Vieles deutet daraufhin, dass die „Seele“ der NATO in einer guten Verfassung ist. Auch wenn die Rhetorik des US-Präsidenten bisweilen Zweifel an dessen Verlässlichkeit lassen mag, so sprechen mehr als 60.000 in Europa stationierte amerikanische Soldaten für ein umso stärkeres Bekenntnis zur Beistandsverpflichtung. Die 29 NATO-Mitglieder tragen gemeinsam zu mehr als der Hälfte des weltweiten Wirtschaftsvolumens bei und sind damit mit Abstand die mächtigste Allianz der Welt. Diese hat auch ihre Anziehungskraft auf ihre Umgebung nicht verloren. Schon bald wird Nordmazedonien als 30. Mitglied dem Bündnis beitreten.

Bundeskanzlerin Merkel und Außenminister Maas untermauerten ihre Kritik an Macron mit der Bemerkung, Europa könne sich nicht selbst verteidigen. Damit scheinen sie zu suggerieren, dass die eigene Verteidigungsunfähigkeit eine Voraussetzung wäre, um sich im Ernstfall des militärischen Beistandes der amerikanischen Partner sicher sein zu können.

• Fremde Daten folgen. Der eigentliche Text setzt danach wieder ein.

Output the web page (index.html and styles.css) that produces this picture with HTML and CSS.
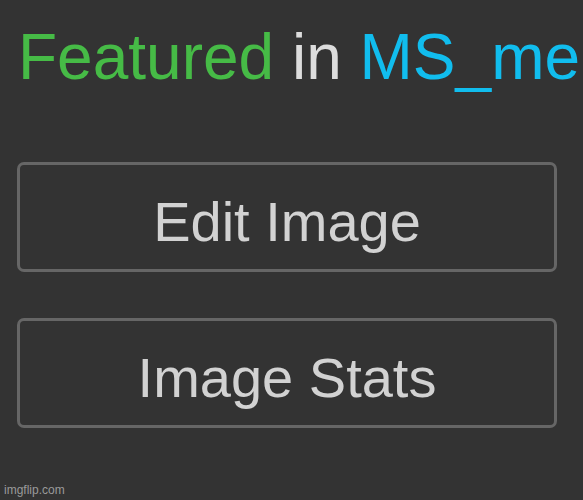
FILE: index.html
```html
<!DOCTYPE html>
<html lang="en">
<head>
  <meta charset="UTF-8" />
  <title>Featured in MS_memer_group</title>
  <link rel="stylesheet" href="styles.css">
</head>
<body>

  <h1 class="featured">
    <span class="word-featured">Featured</span>
    <span class="word-in">in</span>
    <span class="word-stream">MS_memer_group</span>
  </h1>

  <div class="actions">
    <button class="btn-action">Edit Image</button>
    <button class="btn-action">Image Stats</button>
  </div>

  <div class="watermark">imgflip.com</div>

</body>
</html>
```

FILE: styles.css
```css
html, body {
  height: 100%;
}

body {
  margin: 0;
  background: #333333;
  font-family: "Liberation Sans", Arial, sans-serif;
  position: relative;
  overflow: hidden;
}

.featured {
  margin: 0;
  padding: 20px 0 0 18px;
  font-size: 64px;
  font-weight: normal;
  line-height: 74px;
  white-space: nowrap;
}

.word-featured {
  color: #46bb46;
}

.word-in {
  color: #dddddd;
}

.word-stream {
  color: #11bdee;
}

.actions {
  display: flex;
  flex-direction: column;
  gap: 46px;
  margin: 68px 26px 0 17px;
}

.btn-action {
  height: 110px;
  padding: 9px 0 0 0;
  background: transparent;
  border: 3px solid #666666;
  border-radius: 7px;
  color: #d2d2d2;
  font-family: "Liberation Sans", Arial, sans-serif;
  font-size: 56px;
  cursor: pointer;
}

.watermark {
  position: absolute;
  left: 4px;
  bottom: 3px;
  font-size: 12px;
  color: #9a9a9a;
}
```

Interessanterweise sind ausgerechnet die USA das erste und bisher einzige Bündnismitglied, das den Beistand seiner Partner auf Grundlage von Artikel 5 in Anspruch genommen hat. Obwohl niemand daran gezweifelt hätte, dass die USA sich selbst verteidigen können, standen nach den Terroranschlägen vom 11. September 2001 alle der damals 18 anderen Bündnispartner mit Worten und Taten solidarisch an der Seite der Amerikaner.

Die Frage lautet eher, wie lange die amerikanischen Partner bereit sind, eine Europäische Union zu verteidigen, die selbst nicht genug in ihre eigene Verteidigungsfähigkeit investiert. Die Entwicklung einer eigenständigeren europäischen Sicherheits- und Verteidigungspolitik ist deshalb kein Widerspruch zur NATO, sondern eine Voraussetzung für ihren Fortbestand. In diese Richtung zielen auch die Überlegungen des französischen Präsidenten. Beim leaders meeting in London werden die Staats- und Regierungschefs kaum Zeit haben, diese Fragen eingehend zu diskutieren. Umso wichtiger ist es also, dass jemand den Anstoß für eine weitreichende öffentliche Debatte gegeben hat.

Sebastian Vagt leitet den Hub für Sicherheitspolitik der Friedrich-Naumann-Stiftung für die Freiheit in Brüssel.